Un stimulus qui arrive à point
Le ministre des Finances croit que le « stimulus » des baisses d’impôt arrivera à point, à partir de juillet, au moment où l’économie québécoise pourrait frayer dans les eaux d’une récession.
M. Girard maintient d’ailleurs que le Québec est exposé à un risque de 50 % de croissance économique négative au cours du prochain exercice.
« La faiblesse de l’économie est prévue aux deuxième et troisième trimestres de 2023 », a-t-il circonscrit.
Le plan budgétaire met tout de même en avant un scénario de référence qui table sur une croissance économique de 0,6 % cette année et de 1,4 % l’année prochaine.
« Les prévisions économiques, ça fluctue », a cependant concédé M. Girard.
L’incertitude actuelle se traduit dans son budget par un autre scénario qui avance deux hypothèses, soit une récession accompagnée d’une baisse de 0,8 % du PIB en 2023-2024, ou une croissance plus forte que prévu, soit 2 %, de l’économie québécoise.
Mardi, M. Girard a fait référence à la panique bancaire qui a fait chanceler deux banques américaines et une banque suisse au cours des derniers jours, pour illustrer le contexte actuel.
« Depuis 10 jours, il y a de l’instabilité au niveau des marchés financiers, ce qui fait que le scénario plus faible est plus probable que le scénario haussier », a-t-il dit.
Après la flambée du coût de la vie des derniers mois, le plan budgétaire prévoit un retour graduel à la normale, avec un taux d’inflation de 3,5 % en 2023 et de 2,2 % en 2024.
Équilibre budgétaire
Le ministre Girard a affirmé que des provisions financières assureraient l’atteinte de l’équilibre budgétaire d’ici 2027-2028, comme prévu, peu importe le scénario qui se réalisera.
Le chemin pour y arriver varie légèrement. Par exemple, plutôt qu’un déficit budgétaire de 6,5 milliards prévu dans le budget de 2022-2023, le document déposé mardi révise ce montant à 5 milliards compte tenu des revenus supérieurs des derniers mois.
Le solde budgétaire négatif de 2,3 milliards en 2023-2024, estimé en décembre 2022, a été creusé à 4 milliards, en raison des mesures annoncées mardi dans le budget.
Outre la baisse d’impôt, le plan du gouvernement prévoit l’injection de 1 milliard dans le réseau de soins de santé, pour pérenniser notamment les centres de vaccination et de dépistage mis en place durant la pandémie, qui pourraient offrir des services de prélèvements.
Une somme supplémentaire de 740 millions servira aussi l’année prochaine à promouvoir la culture et la langue française, à favoriser l’abordabilité du logement et à fournir des services de garde.
Les dépenses en santé continuent de trôner en tête des portefeuilles ministériels.
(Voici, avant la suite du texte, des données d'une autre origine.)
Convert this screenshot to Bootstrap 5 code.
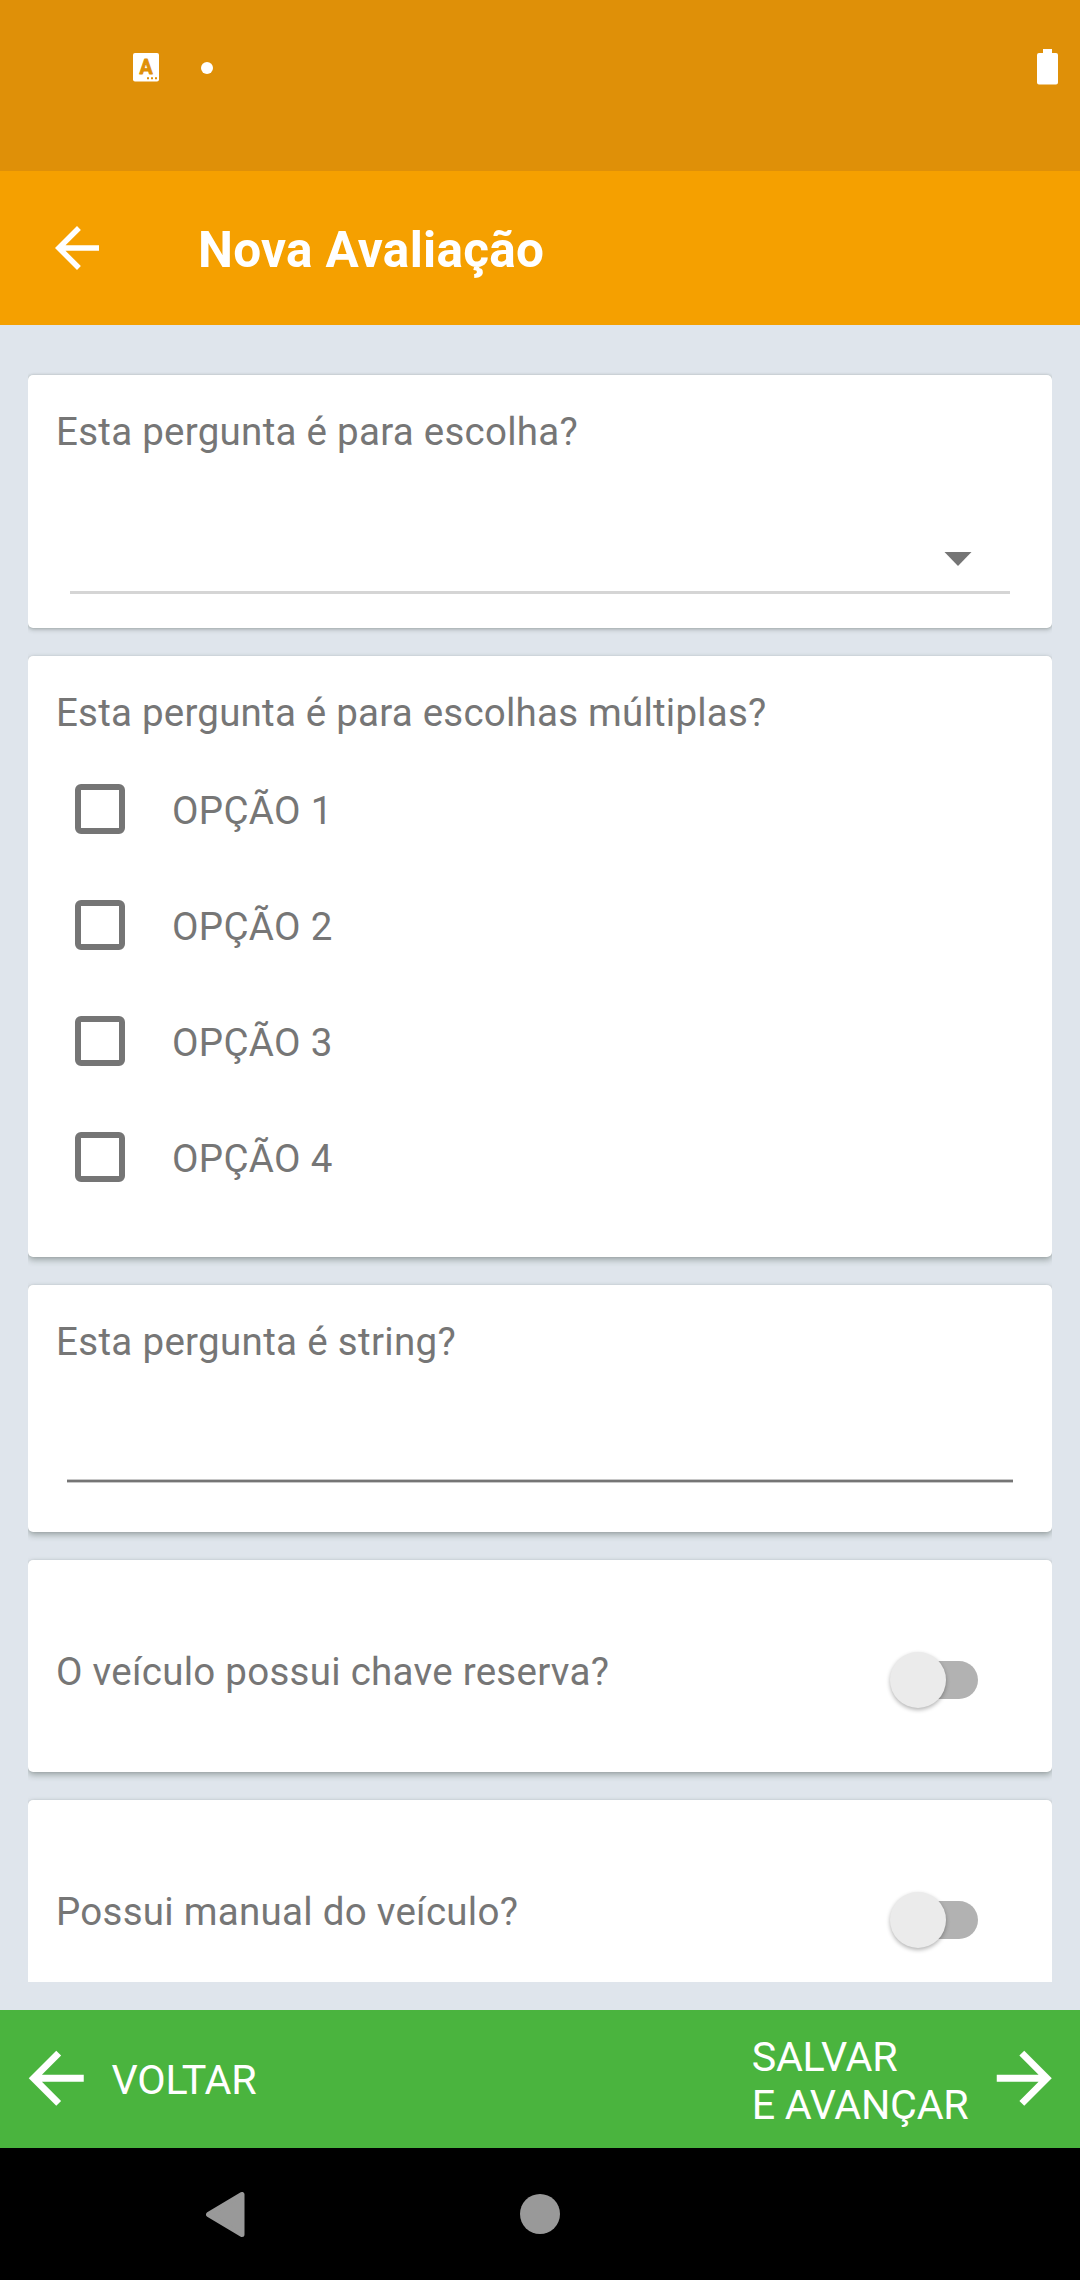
<!DOCTYPE html>
<html lang="pt-BR">
<head>
<meta charset="utf-8">
<meta name="viewport" content="width=device-width, initial-scale=1">
<title>Nova Avaliação</title>
<link href="https://cdn.jsdelivr.net/npm/bootstrap@5.3.0/dist/css/bootstrap.min.css" rel="stylesheet">
<style>
  body { font-family: Roboto, "Noto Sans", sans-serif; font-size: 38.5px; line-height: 45px; letter-spacing: .27px; color: #767676; background: #dfe5ec; }
  svg { display: block; flex: none; }
  .screen { width: 1080px; height: 2280px; overflow: hidden; }
  .status { height: 171px; background: #df9008; padding: 49px 22px 0 133px; }
  .appbar { height: 154px; background: #f5a000; padding: 0 44px; gap: 88px; }
  .appbar h1 { font-size: 49.5px; line-height: 58px; padding-top: 4px; letter-spacing: .3px; }
  .questions { flex: 1 1 0; min-height: 0; margin: 0 28px 28px; padding-top: 50px; gap: 28px; overflow: hidden; }
  .question { border: 0; border-radius: 5px; flex: none; padding: 34px 28px 0; color: inherit; box-shadow: 0 0 2px rgba(60,70,60,.15), 0 3px 6px rgba(50,65,55,.38); }
  .q-select { height: 253px; box-shadow: 0 0 3px rgba(60,70,60,.25), 0 2px 4px rgba(50,65,55,.25); }
  .q-multi { height: 601px; letter-spacing: .22px; }
  .q-text { height: 247px; letter-spacing: .32px; }
  .q-switch { height: 212px; padding-top: 0; padding-right: 74px; }
  .q-switch .caption-text { padding-top: 11px; }
  .drop { height: 97px; margin: 43px 14px 0; padding: 55px 38px 0 0; border-bottom: 3px solid #d5d5d5; }
  .options { margin: 16px 0 0 14px; letter-spacing: .32px; }
  .option { height: 116px; padding-left: 5px; gap: 47px; }
  .option span { padding-top: 3px; }
  .box { appearance: none; width: 50px; height: 50px; margin: 0; border: 6px solid #757575; border-radius: 6px; background: #fff; }
  .entry { height: 82px; margin: 36px 11px 0; border: 0; border-bottom: 2px solid #757575; border-radius: 0; padding: 0; box-shadow: 0 1px #c8c8c8, inset 0 -1px #c8c8c8; }
  .toggle { width: 88px; height: 56px; margin-top: 28px; }
  .toggle .track { width: 75px; height: 38px; border-radius: 19px; background: #b2b2b2; margin-left: 13px; }
  .toggle .thumb { left: 0; top: 0; width: 56px; height: 56px; background: #ebebeb; box-shadow: 0 2px 4px rgba(0,0,0,.3); }
  .actions { height: 138px; background: #4ab43e; padding: 0 14.5px; font-size: 41.25px; line-height: 48.3px; letter-spacing: -.25px; }
  .actions > div { gap: 14.5px; }
  .actions svg { margin-bottom: 1px; }
  .actions span { padding-top: 2px; }
  .actions .next-label { padding-top: 4px; }
  .sysnav { height: 132px; background: #000; padding-left: 206px; gap: 275px; }
</style>
</head>
<body>
<div class="screen d-flex flex-column">
  <div class="status flex-shrink-0 d-flex align-items-start justify-content-between">
    <div class="d-flex align-items-center pt-1">
      <svg width="26" height="29" viewBox="0 0 26 29"><rect width="26" height="28.500" rx="2" fill="#fff"/><text x="13" y="21" text-anchor="middle" font-family="Roboto" font-weight="700" font-size="19.500" letter-spacing="0" fill="#df9008" stroke="#df9008" stroke-width=".8" stroke-linejoin="round">A</text><path d="M14 25.200h2M18 25.200h2M22 25.200h2" stroke="#df9008" stroke-width="2"/></svg>
      <svg width="54" height="12" viewBox="0 0 54 12"><circle cx="48" cy="6" r="6" fill="#fff" /></svg>
    </div>
    <svg width="21" height="36" viewBox="0 0 21 36"><path d="M6 0h9v4h4q2 0 2 2v27.500q0 2-2 2H2q-2 0-2-2V6q0-2 2-2h4z" fill="#fff"/></svg>
  </div>
  <header class="appbar flex-shrink-0 d-flex align-items-center text-white">
    <svg width="66" height="66" viewBox="0 0 24 24" fill="#fff"><path d="M20 11H7.830l5.590-5.590L12 4l-8 8 8 8 1.410-1.410L7.830 13H20z"/></svg>
    <h1 class="mb-0 fw-bold">Nova Avaliação</h1>
  </header>

  <main class="questions d-flex flex-column">
    <section class="card question q-select">
      <div>Esta pergunta é para escolha?</div>
      <div class="drop d-flex justify-content-end">
        <svg width="28" height="14" viewBox="0 0 28 14"><path d="M0.500 0h27L14 14z" fill="#757575"/></svg>
      </div>
    </section>

    <section class="card question q-multi">
      <div>Esta pergunta é para escolhas múltiplas?</div>
      <div class="options">
        <label class="option d-flex align-items-center"><input class="box" type="checkbox"><span>OPÇÃO 1</span></label>
        <label class="option d-flex align-items-center"><input class="box" type="checkbox"><span>OPÇÃO 2</span></label>
        <label class="option d-flex align-items-center"><input class="box" type="checkbox"><span>OPÇÃO 3</span></label>
        <label class="option d-flex align-items-center"><input class="box" type="checkbox"><span>OPÇÃO 4</span></label>
      </div>
    </section>

    <section class="card question q-text">
      <label for="resposta">Esta pergunta é string?</label>
      <input id="resposta" class="entry" type="text">
    </section>

    <section class="card question q-switch flex-row align-items-center justify-content-between">
      <div class="caption-text">O veículo possui chave reserva?</div>
      <div class="toggle position-relative d-flex align-items-center"><span class="track"></span><span class="thumb position-absolute rounded-circle"></span></div>
    </section>

    <section class="card question q-switch flex-row align-items-center justify-content-between">
      <div class="caption-text">Possui manual do veículo?</div>
      <div class="toggle position-relative d-flex align-items-center"><span class="track"></span><span class="thumb position-absolute rounded-circle"></span></div>
    </section>
  </main>

  <footer class="actions flex-shrink-0 d-flex align-items-center justify-content-between text-white">
    <div class="d-flex align-items-center">
      <svg width="82.500" height="82.500" viewBox="0 0 24 24" fill="#fff"><path d="M20 11H7.830l5.590-5.590L12 4l-8 8 8 8 1.410-1.410L7.830 13H20z"/></svg>
      <span>VOLTAR</span>
    </div>
    <div class="d-flex align-items-center">
      <span class="next-label">SALVAR<br>E AVANÇAR</span>
      <svg width="82.500" height="82.500" viewBox="0 0 24 24" fill="#fff"><path d="M4 11h12.170l-5.590-5.590L12 4l8 8-8 8-1.410-1.410L16.170 13H4z"/></svg>
    </div>
  </footer>
  <nav class="sysnav flex-shrink-0 d-flex align-items-center">
    <svg width="39" height="45" viewBox="0 0 39 45"><path d="M36 2.500v40L2.500 22.500z" fill="#999" stroke="#999" stroke-width="5" stroke-linejoin="round"/></svg>
    <svg width="40" height="40" viewBox="0 0 40 40"><circle cx="20" cy="20" r="20" fill="#999"/></svg>
  </nav>
</div>
<script src="https://cdn.jsdelivr.net/npm/bootstrap@5.3.0/dist/js/bootstrap.bundle.min.js"></script>
</body>
</html>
Elles s’élèveront à 59 milliards en 2023-2024, en hausse de 7,7 % par rapport à l’année précédente. L’éducation suit avec un budget prévu de 20 milliards, soit 6 % de plus que durant l’exercice précédent.
Pour en savoir plus
Au total, les dépenses prévues pour l’ensemble des portefeuilles ministériels, au cours de l’exercice qui commencera le 1er avril prochain, sont de 138,4 milliards, en progression de 1,2 %.
Le ministre de l’Économie et de l’Énergie, Pierre Fitzgibbon, est celui qui recevra la hausse la plus généreuse, soit 12,3 % de plus dans son portefeuille ministériel. Le superministre disposera d’un budget de 3,7 milliards de dollars, qui le positionne entre celui des Affaires municipales, de 4,5 milliards, et celui de l’Environnement, de 2,3 milliards.
Lunettes roses
Le porte-parole libéral en matière de finances, Fred Beauchemin, a accusé le gouvernement de « voir la vie en rose » avec sa prévision de hausse du PIB de 0,6 % cette année, qui contraste avec la lecture plus pessimiste d’analystes du secteur privé.
M. Beauchemin a parlé de la faillite de la Silicon Valley Bank aux États-Unis et de la reprise de Credit Suisse, qui, selon lui, sont des signes avant-coureurs d’un resserrement du crédit qui n’épargnera pas le Québec.
« Ça réussit à resserrer les conditions bancaires, ce qui nous amène encore plus sérieusement vers un ralentissement économique », a-t-il dit.